I'm trying to compute $$\iint_{\mathbb{R}^2} (x^2+y^2+1)^{\frac{-3}{2}} \, dx dy$$
I know that it's a sensible idea to use polar coordinates here and so I want to look at $$\iint_{\mathbb{R}^2} (r^2+1)^{\frac{-3}{2}} r \, dr d\theta$$
What would be my upper limit for $r$ though?

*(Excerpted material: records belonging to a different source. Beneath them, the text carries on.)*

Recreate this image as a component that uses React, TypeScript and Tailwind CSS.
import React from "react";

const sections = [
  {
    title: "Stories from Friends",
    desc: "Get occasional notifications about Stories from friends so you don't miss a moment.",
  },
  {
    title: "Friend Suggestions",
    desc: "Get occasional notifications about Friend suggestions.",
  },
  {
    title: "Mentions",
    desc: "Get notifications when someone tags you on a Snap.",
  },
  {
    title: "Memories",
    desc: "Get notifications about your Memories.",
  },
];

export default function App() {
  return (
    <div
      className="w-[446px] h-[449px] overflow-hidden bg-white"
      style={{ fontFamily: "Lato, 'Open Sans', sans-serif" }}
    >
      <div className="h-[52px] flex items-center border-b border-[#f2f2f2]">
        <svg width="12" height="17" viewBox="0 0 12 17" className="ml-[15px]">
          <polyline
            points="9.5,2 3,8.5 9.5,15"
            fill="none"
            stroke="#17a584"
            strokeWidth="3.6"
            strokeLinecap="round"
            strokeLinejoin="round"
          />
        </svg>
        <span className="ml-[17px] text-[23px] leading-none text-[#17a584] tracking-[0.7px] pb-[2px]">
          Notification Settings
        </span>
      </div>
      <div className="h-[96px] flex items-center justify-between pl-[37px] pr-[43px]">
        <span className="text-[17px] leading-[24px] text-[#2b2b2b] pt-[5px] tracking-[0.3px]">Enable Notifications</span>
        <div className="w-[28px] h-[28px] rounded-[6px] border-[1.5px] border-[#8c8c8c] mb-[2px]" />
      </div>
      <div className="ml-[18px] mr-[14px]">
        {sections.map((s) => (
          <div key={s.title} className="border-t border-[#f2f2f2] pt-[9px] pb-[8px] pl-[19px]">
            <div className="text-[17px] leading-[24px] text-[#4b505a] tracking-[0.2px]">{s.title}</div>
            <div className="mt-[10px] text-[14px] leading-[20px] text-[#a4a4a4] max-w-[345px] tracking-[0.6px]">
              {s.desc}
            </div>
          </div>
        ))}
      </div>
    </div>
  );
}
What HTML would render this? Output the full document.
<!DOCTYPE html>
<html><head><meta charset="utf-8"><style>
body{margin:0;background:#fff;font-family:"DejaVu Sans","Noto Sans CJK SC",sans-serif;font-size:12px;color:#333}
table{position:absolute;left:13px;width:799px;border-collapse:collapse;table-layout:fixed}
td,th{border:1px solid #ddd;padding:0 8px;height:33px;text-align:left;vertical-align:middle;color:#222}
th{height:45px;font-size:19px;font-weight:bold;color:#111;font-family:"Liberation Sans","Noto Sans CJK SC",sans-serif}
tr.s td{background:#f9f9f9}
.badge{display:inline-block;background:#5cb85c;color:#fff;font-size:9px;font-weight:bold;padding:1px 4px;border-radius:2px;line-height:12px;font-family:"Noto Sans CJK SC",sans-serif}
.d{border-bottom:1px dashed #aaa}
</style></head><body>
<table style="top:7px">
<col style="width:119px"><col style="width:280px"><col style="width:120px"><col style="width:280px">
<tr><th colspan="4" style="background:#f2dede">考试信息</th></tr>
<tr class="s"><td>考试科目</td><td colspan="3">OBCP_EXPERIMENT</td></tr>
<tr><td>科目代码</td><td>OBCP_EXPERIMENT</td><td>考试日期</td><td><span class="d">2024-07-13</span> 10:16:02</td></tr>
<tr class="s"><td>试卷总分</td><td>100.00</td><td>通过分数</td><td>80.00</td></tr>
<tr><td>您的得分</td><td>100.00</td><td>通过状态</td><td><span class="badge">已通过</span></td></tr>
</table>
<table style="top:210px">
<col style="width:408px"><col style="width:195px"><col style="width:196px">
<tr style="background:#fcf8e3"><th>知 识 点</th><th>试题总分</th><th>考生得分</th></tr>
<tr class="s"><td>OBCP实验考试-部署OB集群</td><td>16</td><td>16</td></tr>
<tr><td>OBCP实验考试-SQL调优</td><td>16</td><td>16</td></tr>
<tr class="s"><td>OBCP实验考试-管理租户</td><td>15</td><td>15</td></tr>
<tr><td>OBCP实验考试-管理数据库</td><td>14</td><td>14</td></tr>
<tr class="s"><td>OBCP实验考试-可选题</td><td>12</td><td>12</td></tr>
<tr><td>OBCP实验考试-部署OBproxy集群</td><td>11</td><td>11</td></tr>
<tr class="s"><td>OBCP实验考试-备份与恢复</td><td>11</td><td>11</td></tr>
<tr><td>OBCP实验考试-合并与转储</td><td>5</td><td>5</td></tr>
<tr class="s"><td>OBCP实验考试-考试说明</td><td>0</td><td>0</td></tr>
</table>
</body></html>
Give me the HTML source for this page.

Would it be $\infty?$
$$\iint_{\mathbb{R}^2}(x^2+y^2+1)^{-3/2}\,dx\,dy = 2\pi\int_{0}^{+\infty}\frac{\rho\,d\rho}{(\rho^2+1)^{3/2}} = \pi\int_{0}^{+\infty}\frac{du}{(1+u)^{3/2}}=\color{red}{2\pi}. $$
With the coordinate transformation $(r,\phi) \rightarrow (r \, \sin \phi, r \, \cos \phi)$ you map $[0,\infty) \times [0,2\pi)$ to $\mathbb{R} \times \mathbb{R}$ so the boundaries in the second formula would be
$$\int_0^{2\pi} d\phi \int_0^\infty dr \ldots$$
As mentioned the the comment your function is not bounded on the unit circle (If a function $f(x)$ is Riemann integrable on $[a,b]$, is $f(x)$ bounded on $[a,b]$?).